2. For the purposes of implementing paragraph 1, the Certificate of Origin (Form D) or, in the case of a Certified Exporter, the Invoice Declaration, shall be provided to the relevant Government authorities of the importing Member State. The name and address of the exhibition must be indicated. The relevant Government authorities of the Member State where the exhibition took place may provide evidence together with supporting documents prescribed in Rule 21 (d) for the identification of the products and the conditions under which they were exhibited.

3. Paragraph 1 shall apply to any trade, agricultural or crafts exhibition, fair or similar show or display in shops or business premises with the view to the sale of foreign goods and where the goods remain under customs control during the exhibition.

Rule 23
Third Country Invoicing

1. Relevant Government authorities in the importing Member State shall accept Certificates of Origin (Form D) in cases where the sales invoice is issued either by a company located in a third country or by an ASEAN exporter for the account of the said, company, provided that the goods meet the requirements of the ASEAN ROO.

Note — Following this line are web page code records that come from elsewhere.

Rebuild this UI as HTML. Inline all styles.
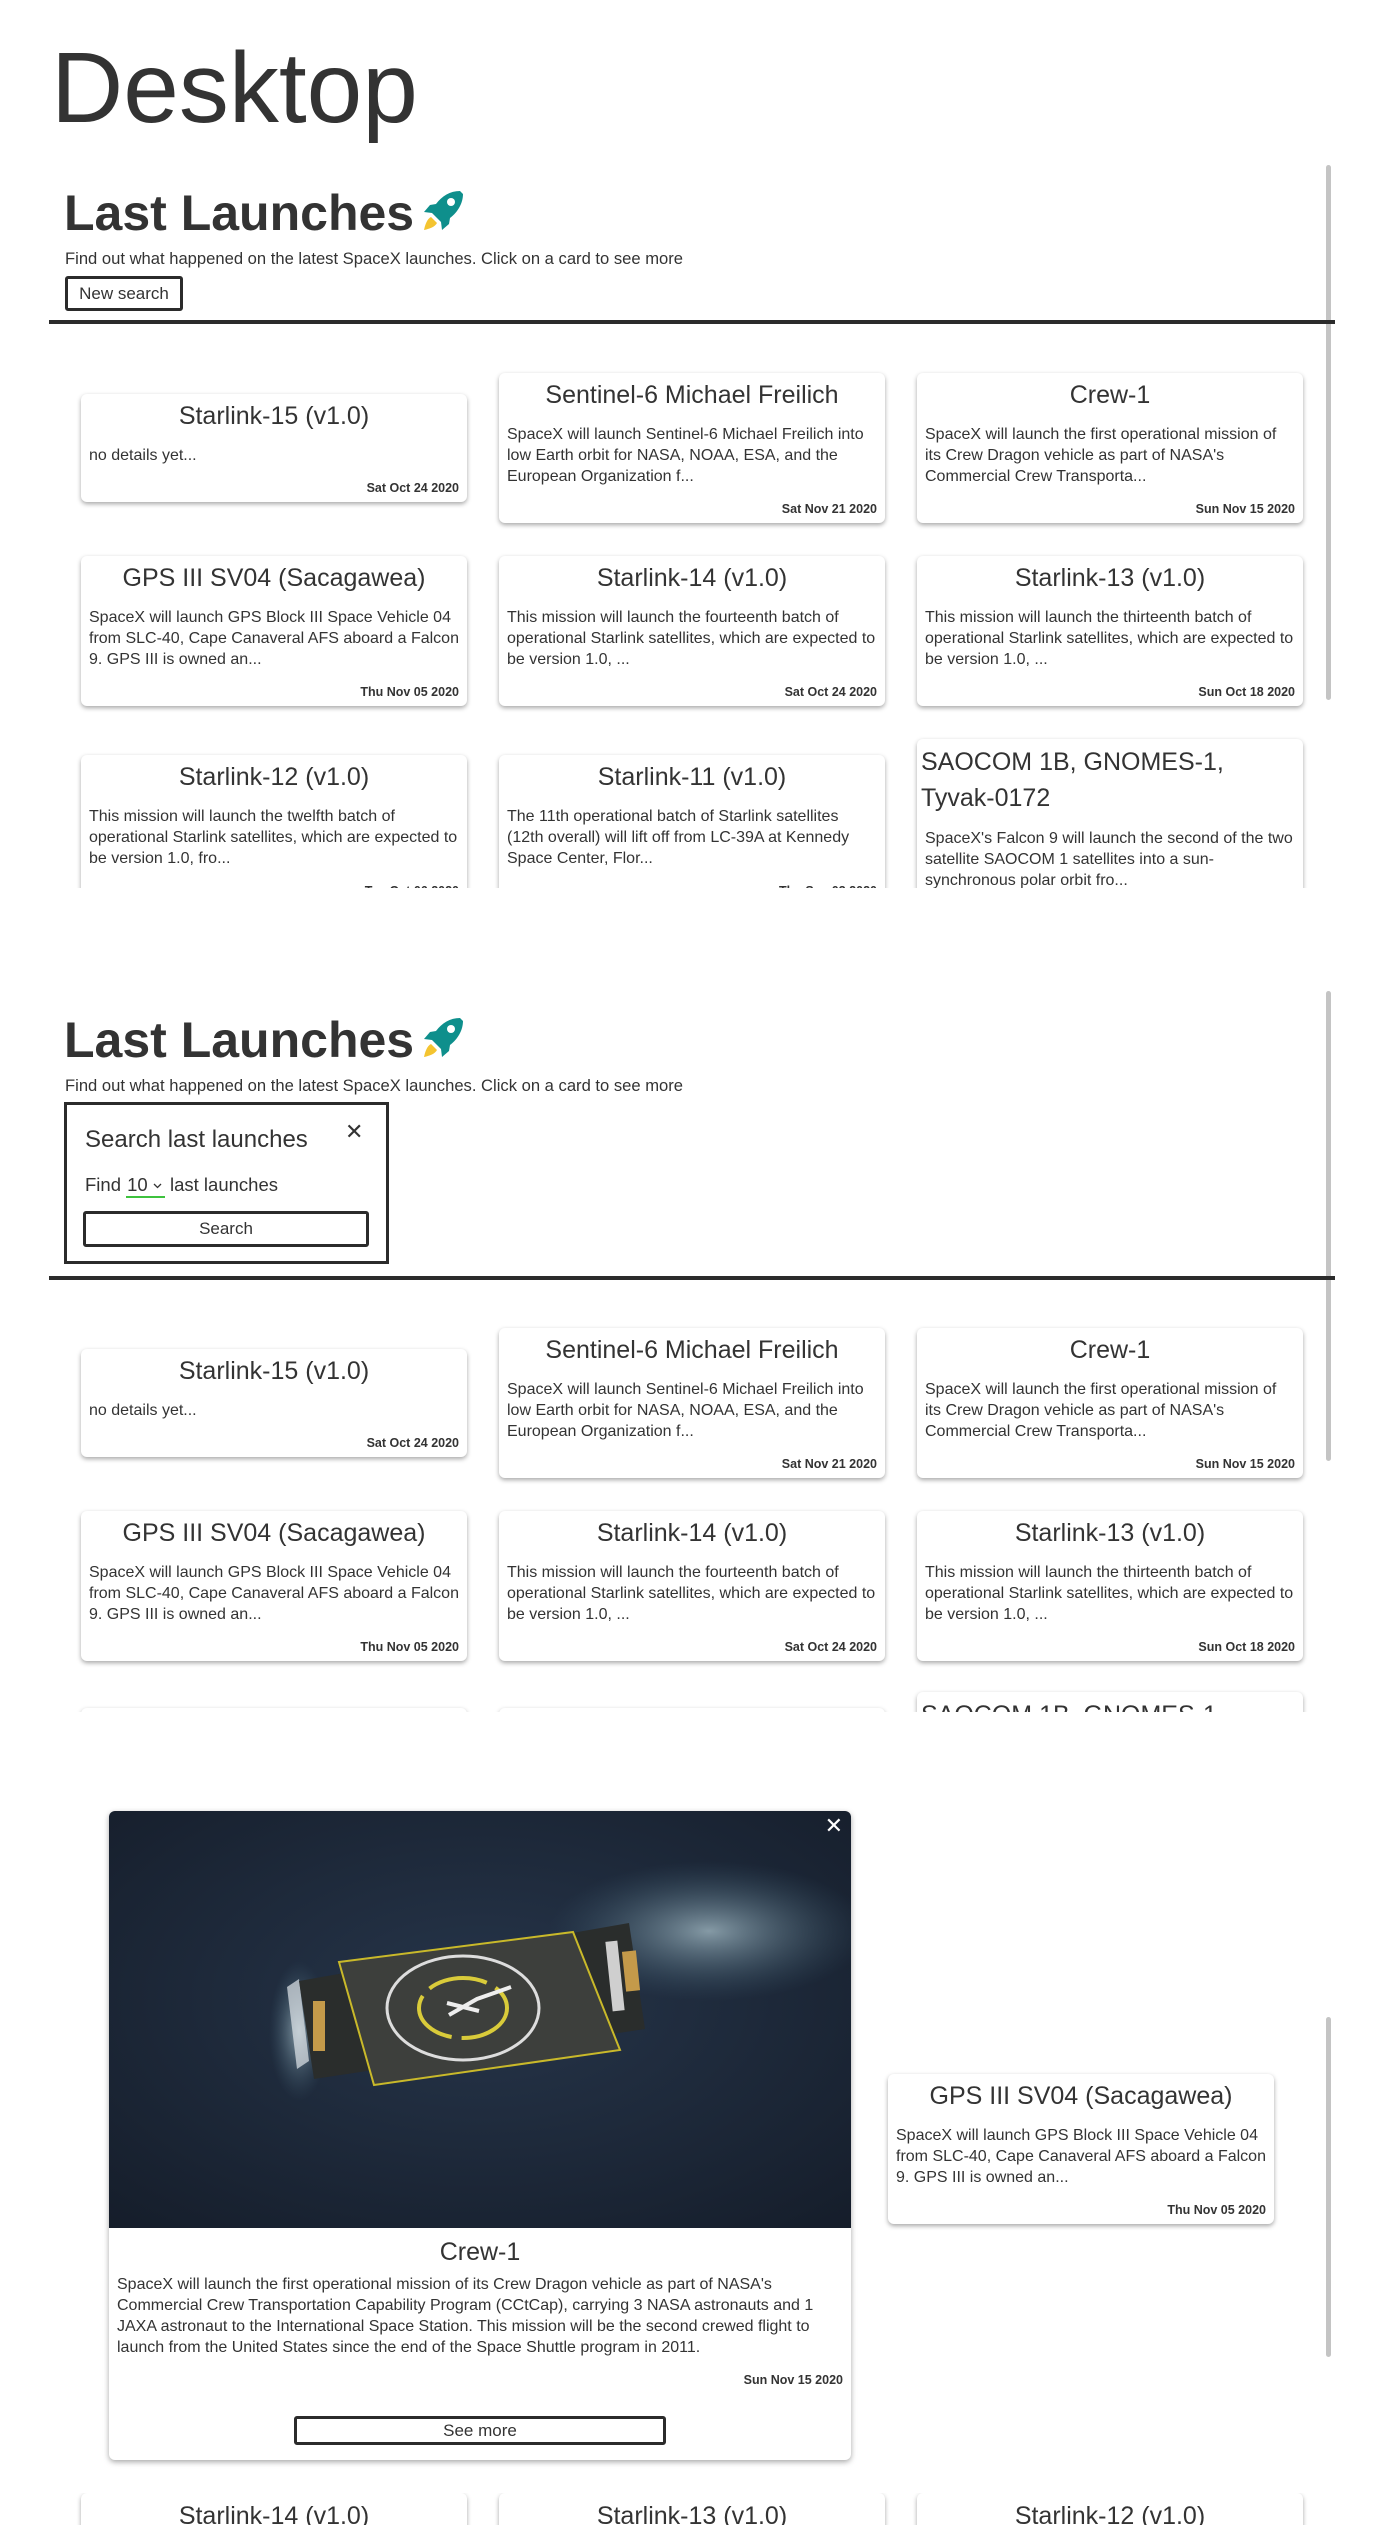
<!DOCTYPE html>
<html><head><meta charset="utf-8">
<style>
*{box-sizing:border-box;margin:0;padding:0}
body{width:1377px;height:2525px;background:#fff;color:#333;font-family:"Liberation Sans",sans-serif;position:relative;overflow:hidden}
.abs{position:absolute}
h1.desk{position:absolute;left:51px;top:28px;font-size:100px;font-weight:400;line-height:120px;color:#333}
.h2{position:absolute;left:64px;font-size:50px;font-weight:700;line-height:60px;color:#333;white-space:nowrap}
.h2 svg{vertical-align:-4px;margin-left:6px}
.sub{position:absolute;left:65px;font-size:16.6px;line-height:20px;white-space:nowrap}
.line{position:absolute;left:49px;width:1286px;height:4px;background:#2b2b2b}
.sb{position:absolute;left:1326px;width:5px;background:#c4c4c4;border-radius:3px}
.btn{position:absolute;border:3px solid #2b2b2b;border-radius:3px;font-size:17px;text-align:center;background:#fff}
.card{position:absolute;width:386px;background:#fff;border-radius:6px;box-shadow:0 2px 5px rgba(0,0,0,.35);padding:5px 8px 6px;overflow:hidden}
.card .t{font-size:25px;line-height:34px;text-align:center;white-space:nowrap}
.card .t.l{text-align:left;line-height:36px}
.card .b{font-size:16px;line-height:21px;margin-top:12px;height:63px;overflow:hidden}
.card .b1{height:21px}
.card .d{font-size:12.5px;font-weight:700;text-align:right;line-height:16px;margin-top:14px}
.clip{position:absolute;left:0;width:1377px;overflow:hidden}
</style></head><body>
<h1 class="desk">Desktop</h1>

<!-- section 1 -->
<div class="sb" style="top:165px;height:535px"></div>
<div class="h2" style="top:183px">Last Launches<svg width="46" height="46" viewBox="0 0 46 46"><path d="M40 3 C30 3 22 8 16 16 L10 17 L4 24 L12 25 L21 34 L22 42 L29 36 L30 30 C38 24 43 15 43 6 Z" fill="#0e8f8c"/><circle cx="31" cy="14" r="4" fill="#fff"/><path d="M11 29 C7 31 5 37 4 42 C9 41 15 39 17 35 Z" fill="#f4c430"/></svg></div>
<div class="sub" style="top:249px">Find out what happened on the latest SpaceX launches. Click on a card to see more</div>
<div class="btn" style="left:65px;top:276px;width:118px;height:35px;line-height:29px">New search</div>
<div class="line" style="top:320px"></div>

<div class="clip" style="top:330px;height:558px">
 <div class="card" style="left:81px;top:64px;height:108px"><div class="t">Starlink-15 (v1.0)</div><div class="b b1">no details yet...</div><div class="d">Sat Oct 24 2020</div></div>
 <div class="card" style="left:499px;top:43px;height:150px"><div class="t">Sentinel-6 Michael Freilich</div><div class="b">SpaceX will launch Sentinel-6 Michael Freilich into low Earth orbit for NASA, NOAA, ESA, and the European Organization f...</div><div class="d">Sat Nov 21 2020</div></div>
 <div class="card" style="left:917px;top:43px;height:150px"><div class="t">Crew-1</div><div class="b">SpaceX will launch the first operational mission of its Crew Dragon vehicle as part of NASA's Commercial Crew Transporta...</div><div class="d">Sun Nov 15 2020</div></div>
 <div class="card" style="left:81px;top:226px;height:150px"><div class="t">GPS III SV04 (Sacagawea)</div><div class="b">SpaceX will launch GPS Block III Space Vehicle 04 from SLC-40, Cape Canaveral AFS aboard a Falcon 9. GPS III is owned an...</div><div class="d">Thu Nov 05 2020</div></div>
 <div class="card" style="left:499px;top:226px;height:150px"><div class="t">Starlink-14 (v1.0)</div><div class="b">This mission will launch the fourteenth batch of operational Starlink satellites, which are expected to be version 1.0, ...</div><div class="d">Sat Oct 24 2020</div></div>
 <div class="card" style="left:917px;top:226px;height:150px"><div class="t">Starlink-13 (v1.0)</div><div class="b">This mission will launch the thirteenth batch of operational Starlink satellites, which are expected to be version 1.0, ...</div><div class="d">Sun Oct 18 2020</div></div>
 <div class="card" style="left:81px;top:425px;height:150px"><div class="t">Starlink-12 (v1.0)</div><div class="b">This mission will launch the twelfth batch of operational Starlink satellites, which are expected to be version 1.0, fro...</div><div class="d">Tue Oct 06 2020</div></div>
 <div class="card" style="left:499px;top:425px;height:150px"><div class="t">Starlink-11 (v1.0)</div><div class="b">The 11th operational batch of Starlink satellites (12th overall) will lift off from LC-39A at Kennedy Space Center, Flor...</div><div class="d">Thu Sep 03 2020</div></div>
 <div class="card" style="left:917px;top:409px;height:200px;padding-left:4px"><div class="t l">SAOCOM 1B, GNOMES-1,<br>Tyvak-0172</div><div class="b" style="padding-left:4px">SpaceX's Falcon 9 will launch the second of the two satellite SAOCOM 1 satellites into a sun-synchronous polar orbit fro...</div><div class="d">Sun Aug 30 2020</div></div>
</div>

<!-- section 2 -->
<div class="sb" style="top:991px;height:470px"></div>
<div class="h2" style="top:1010px">Last Launches<svg width="46" height="46" viewBox="0 0 46 46"><path d="M40 3 C30 3 22 8 16 16 L10 17 L4 24 L12 25 L21 34 L22 42 L29 36 L30 30 C38 24 43 15 43 6 Z" fill="#0e8f8c"/><circle cx="31" cy="14" r="4" fill="#fff"/><path d="M11 29 C7 31 5 37 4 42 C9 41 15 39 17 35 Z" fill="#f4c430"/></svg></div>
<div class="sub" style="top:1076px">Find out what happened on the latest SpaceX launches. Click on a card to see more</div>
<div class="abs" style="left:64px;top:1102px;width:325px;height:162px;border:3px solid #2b2b2b;background:#fff">
 <div class="abs" style="left:18px;top:20px;font-size:24px;line-height:30px;white-space:nowrap">Search last launches</div>
 <div class="abs" style="left:278px;top:14px;font-size:22px;line-height:26px">✕</div>
 <div class="abs" style="left:18px;top:68px;font-size:18.5px;line-height:24px;white-space:nowrap">Find <span style="display:inline-block;border-bottom:2px solid #3ec23e;padding:0 3px 0 1px;line-height:22px">10 <svg width="9" height="6" viewBox="0 0 9 6" style="vertical-align:2px"><path d="M1 1 L4.5 4.5 L8 1" stroke="#333" stroke-width="1.3" fill="none"/></svg></span> last launches</div>
 <div class="btn" style="left:16px;top:106px;width:286px;height:36px;line-height:30px">Search</div>
</div>
<div class="line" style="top:1276px"></div>

<div class="clip" style="top:1290px;height:422px">
 <div class="card" style="left:81px;top:59px;height:108px"><div class="t">Starlink-15 (v1.0)</div><div class="b b1">no details yet...</div><div class="d">Sat Oct 24 2020</div></div>
 <div class="card" style="left:499px;top:38px;height:150px"><div class="t">Sentinel-6 Michael Freilich</div><div class="b">SpaceX will launch Sentinel-6 Michael Freilich into low Earth orbit for NASA, NOAA, ESA, and the European Organization f...</div><div class="d">Sat Nov 21 2020</div></div>
 <div class="card" style="left:917px;top:38px;height:150px"><div class="t">Crew-1</div><div class="b">SpaceX will launch the first operational mission of its Crew Dragon vehicle as part of NASA's Commercial Crew Transporta...</div><div class="d">Sun Nov 15 2020</div></div>
 <div class="card" style="left:81px;top:221px;height:150px"><div class="t">GPS III SV04 (Sacagawea)</div><div class="b">SpaceX will launch GPS Block III Space Vehicle 04 from SLC-40, Cape Canaveral AFS aboard a Falcon 9. GPS III is owned an...</div><div class="d">Thu Nov 05 2020</div></div>
 <div class="card" style="left:499px;top:221px;height:150px"><div class="t">Starlink-14 (v1.0)</div><div class="b">This mission will launch the fourteenth batch of operational Starlink satellites, which are expected to be version 1.0, ...</div><div class="d">Sat Oct 24 2020</div></div>
 <div class="card" style="left:917px;top:221px;height:150px"><div class="t">Starlink-13 (v1.0)</div><div class="b">This mission will launch the thirteenth batch of operational Starlink satellites, which are expected to be version 1.0, ...</div><div class="d">Sun Oct 18 2020</div></div>
 <div class="card" style="left:81px;top:418px;height:150px"><div class="t">Starlink-12 (v1.0)</div></div>
 <div class="card" style="left:499px;top:418px;height:150px"><div class="t">Starlink-11 (v1.0)</div></div>
 <div class="card" style="left:917px;top:402px;height:190px;padding-left:4px"><div class="t l">SAOCOM 1B, GNOMES-1,</div></div>
</div>

<!-- section 3 -->
<div class="sb" style="top:2017px;height:340px"></div>
<div class="card" style="left:888px;top:2074px;height:150px"><div class="t">GPS III SV04 (Sacagawea)</div><div class="b">SpaceX will launch GPS Block III Space Vehicle 04 from SLC-40, Cape Canaveral AFS aboard a Falcon 9. GPS III is owned an...</div><div class="d">Thu Nov 05 2020</div></div>

<div class="clip" style="top:2493px;height:32px">
 <div class="card" style="left:81px;top:0;height:150px"><div class="t" style="margin-top:1px">Starlink-14 (v1.0)</div></div>
 <div class="card" style="left:499px;top:0;height:150px"><div class="t" style="margin-top:1px">Starlink-13 (v1.0)</div></div>
 <div class="card" style="left:917px;top:0;height:150px"><div class="t" style="margin-top:1px">Starlink-12 (v1.0)</div></div>
</div>

<div class="abs" style="left:109px;top:1811px;width:742px;height:649px;background:#fff;border-radius:6px;box-shadow:0 2px 6px rgba(0,0,0,.35);overflow:hidden">
 <svg width="742" height="417" viewBox="0 0 742 417" style="display:block">
  <defs>
   <radialGradient id="sea" cx="50%" cy="45%" r="75%"><stop offset="0" stop-color="#26354a"/><stop offset="1" stop-color="#151d2a"/></radialGradient>
   <radialGradient id="foam" cx="50%" cy="50%" r="50%"><stop offset="0" stop-color="#9fb6c0" stop-opacity=".8"/><stop offset="1" stop-color="#3d5d70" stop-opacity="0"/></radialGradient>
  </defs>
  <rect width="742" height="417" fill="url(#sea)"/>
  <ellipse cx="600" cy="120" rx="160" ry="70" fill="url(#foam)"/>
  <ellipse cx="190" cy="220" rx="30" ry="70" fill="url(#foam)"/>
  <path d="M178 176 L190 168 L200 250 L188 258 Z" fill="#dfe6ea" opacity=".7"/>
  <path d="M190 170 L520 112 L536 218 L205 268 Z" fill="#2a2d2c"/>
  <path d="M230 151 L464 121 L511 239 L265 274 Z" fill="#3d3f3c" stroke="#c9b92a" stroke-width="2"/>
  <ellipse cx="354" cy="197" rx="76" ry="52" fill="none" stroke="#ddd" stroke-width="3"/>
  <ellipse cx="354" cy="197" rx="44" ry="30" fill="none" stroke="#d9cb3a" stroke-width="4" stroke-dasharray="60 10"/>
  <path d="M338 192 L370 200 M340 204 L368 188 L402 176" stroke="#eee" stroke-width="4" fill="none"/>
  <rect x="500" y="130" width="12" height="70" fill="#cfcfcf" transform="rotate(-6 506 165)"/>
  <rect x="515" y="140" width="14" height="40" fill="#c49a4a" transform="rotate(-6 522 160)"/>
  <rect x="204" y="190" width="12" height="50" fill="#c49a4a"/>
 </svg>
 <div class="abs" style="right:8px;top:2px;color:#fff;font-size:22px">✕</div>
 <div style="font-size:25px;line-height:34px;text-align:center;margin-top:7px">Crew-1</div>
 <div style="font-size:16px;line-height:21px;padding:0 8px;margin-top:5px">SpaceX will launch the first operational mission of its Crew Dragon vehicle as part of NASA's Commercial Crew Transportation Capability Program (CCtCap), carrying 3 NASA astronauts and 1 JAXA astronaut to the International Space Station. This mission will be the second crewed flight to launch from the United States since the end of the Space Shuttle program in 2011.</div>
 <div style="font-size:12.5px;font-weight:700;text-align:right;padding-right:8px;margin-top:15px">Sun Nov 15 2020</div>
 <div class="btn" style="left:185px;top:605px;width:372px;height:29px;line-height:23px">See more</div>
</div>
</body></html>
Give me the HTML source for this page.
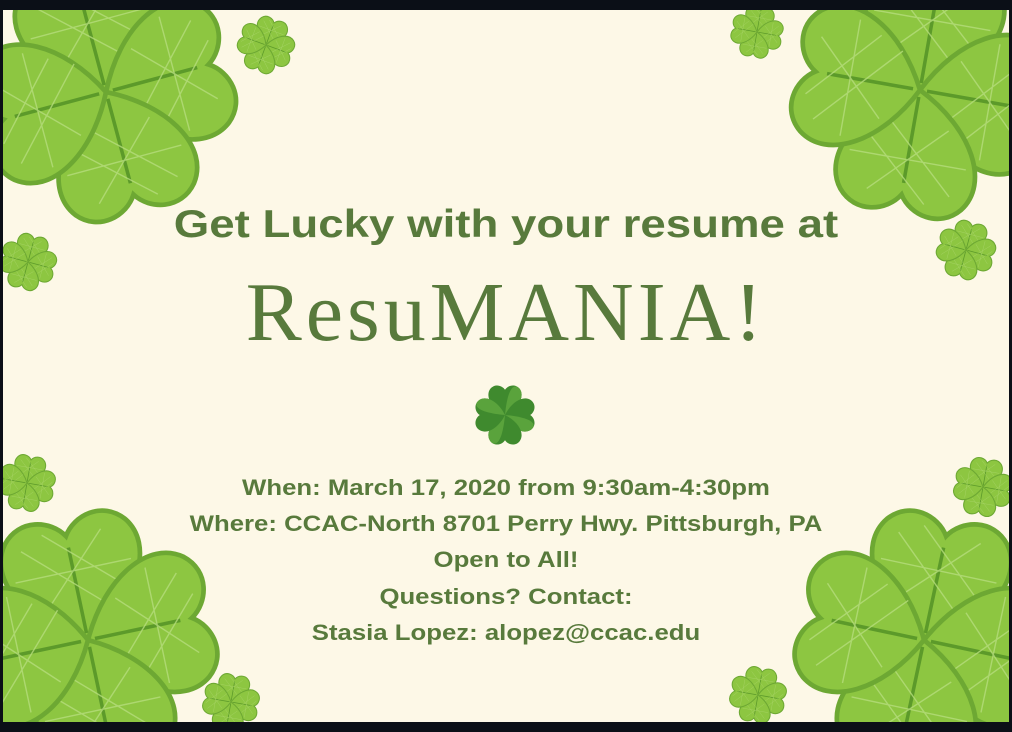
<!DOCTYPE html>
<html><head><style>
html,body{margin:0;padding:0;background:#0b0f17;overflow:hidden;}
#c{position:relative;width:1012px;height:732px;overflow:hidden;background:#0b0f17;}
#p{position:absolute;left:3px;top:10px;width:1006px;height:712px;background:#fdf8e7;overflow:hidden;}
svg{position:absolute;left:-3px;top:-10px;}
.t{position:absolute;left:-3px;width:1012px;text-align:center;color:#587a3c;font-family:"Liberation Sans",sans-serif;white-space:nowrap;}
</style></head><body><div id="c"><div id="p">
<svg width="1012" height="732" viewBox="0 0 1012 732">
<defs>
<g id="lf">
<path d="M0,0 C-50,-25 -72,-68 -52,-94 C-36,-113 -10,-106 0,-90 C10,-106 36,-113 52,-94 C72,-68 50,-25 0,0Z" fill="#8dc641" stroke="#6da833" stroke-width="4"/>
<path d="M0,-6 L0,-80" stroke="#5c9a2a" stroke-width="3" fill="none"/>
<path d="M-40,-85 L30,-20 M-20,-95 L40,-40 M30,-90 L-30,-30 M-50,-60 L50,-60" stroke="#b5dc7c" stroke-width="1.2" fill="none" opacity=".8"/>
</g>
<g id="cl"><use href="#lf"/><use href="#lf" transform="rotate(90)"/><use href="#lf" transform="rotate(180)"/><use href="#lf" transform="rotate(270)"/></g>
<g id="lf2">
<path d="M0,0 C-50,-25 -72,-68 -52,-94 C-36,-113 -10,-106 0,-90 C10,-106 36,-113 52,-94 C72,-68 50,-25 0,0Z" fill="#3f8a2e"/>
<path d="M0,0 C10,-106 36,-113 52,-94 C72,-68 50,-25 0,0Z" fill="#5aa33c"/>
</g>
<g id="cl2"><use href="#lf2"/><use href="#lf2" transform="rotate(90)"/><use href="#lf2" transform="rotate(180)"/><use href="#lf2" transform="rotate(270)"/></g>
</defs>
<g transform="translate(106,92) rotate(-15) scale(1.18)"><use href="#cl"/></g>
<g transform="translate(920,90) rotate(10) scale(1.18)"><use href="#cl"/></g>
<g transform="translate(88,640) rotate(-12) scale(1.18)"><use href="#cl"/></g>
<g transform="translate(924,640) rotate(12) scale(1.18)"><use href="#cl"/></g>
<g transform="translate(266,45) rotate(20) scale(.26)"><use href="#cl"/></g>
<g transform="translate(757,32) rotate(10) scale(.24)"><use href="#cl"/></g>
<g transform="translate(28,262) rotate(15) scale(.26)"><use href="#cl"/></g>
<g transform="translate(966,250) rotate(15) scale(.27)"><use href="#cl"/></g>
<g transform="translate(27,483) rotate(10) scale(.26)"><use href="#cl"/></g>
<g transform="translate(983,487) rotate(10) scale(.27)"><use href="#cl"/></g>
<g transform="translate(231,702) rotate(10) scale(.26)"><use href="#cl"/></g>
<g transform="translate(758,695) rotate(10) scale(.26)"><use href="#cl"/></g>
<g transform="translate(505,415) scale(.28)"><use href="#cl2"/></g>
</svg>
<div class="t" style="top:193px;font-size:39px;font-weight:bold;transform:scaleX(1.17);">Get Lucky with your resume at</div>
<div class="t" style="top:261px;font-size:84px;line-height:84px;font-family:'Liberation Serif',serif;letter-spacing:4px;">ResuMANIA!</div>
<div class="t" style="top:460px;font-size:22px;font-weight:bold;line-height:36.2px;transform:scaleX(1.17);">When: March 17, 2020 from 9:30am-4:30pm<br>Where: CCAC-North 8701 Perry Hwy. Pittsburgh, PA<br>Open to All!<br>Questions? Contact:<br>Stasia Lopez: alopez@ccac.edu</div>
</div></div></body></html>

2, The exporter shall indicate “third country invoicing” and such information as name and country of the company issuing-the invoice in the Certificate of Origin (Form D).

Rule 24
Action against Fraudulent Acts

1. When it is suspected that fraudulent acts in connection with the Certificate of Origin (Form D) or the Invoice Declaration have been committed, the Government authorities concerned shall cooperate in the action to be taken in the respective Member State against the persons involved.

2. Each Member State shall provide legal sanctions for fraudulent acts related to the Certificate of Origin (Form D) and to the Invoice Declaration.